Il ne permettra pas, cependant, de rattraper tous les retards et de répondre à tous les besoins. Ainsi, bien que substantiellement réévaluées, les normes d'entraînement assignées aux personnels des trois armées resteront encore inférieures à celles de nos alliés américains et britanniques. Nos besoins cruciaux en capacités de projection, clairement identifiés depuis longtemps, ne seront comblés qu'après la période couverte par la présente programmation : 2009 pour l'avion de transport stratégique A 400-M, 2011 pour l'hélicoptère de transport NH90, 2009 également pour l'arrivée des premiers drones d'observation de longue endurance.... La lenteur dans la maturation de certains programmes, liée soit aux aléas de la coopération, soit aux conséquences des restrictions budgétaires, est peu compatible avec la nécessaire réactivité d'une armée lorsque survient une crise. Ces difficultés ne rendent que plus pertinentes la recherche d'alternatives à l'acquisition patrimoniale pour rationaliser la dépense et accélérer la satisfaction de besoins capacitaires essentiels.

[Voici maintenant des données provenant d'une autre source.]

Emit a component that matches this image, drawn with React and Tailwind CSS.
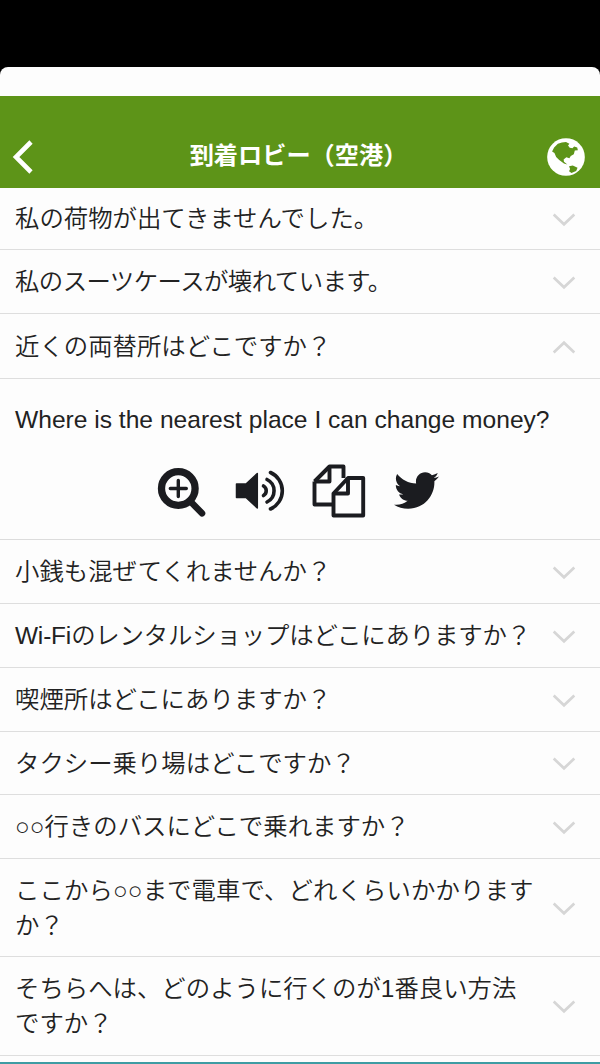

Votre rapporteur salue donc le contenu et l'ambition du projet de loi de programmation militaire 2003-2008, qui constitue, dans le contexte et les contraintes de l'heure, la meilleure réponse possible. A la condition cependant que la réalisation des engagements qui figurent dans le texte soit scrupuleusement tenue, les échéances respectées, les objectifs maintenus. Il y va de la crédibilité de notre ambition, nationale et européenne, à préserver ou restaurer la paix, assurer la protection de nos populations, défendre nos intérêts et promouvoir nos valeurs.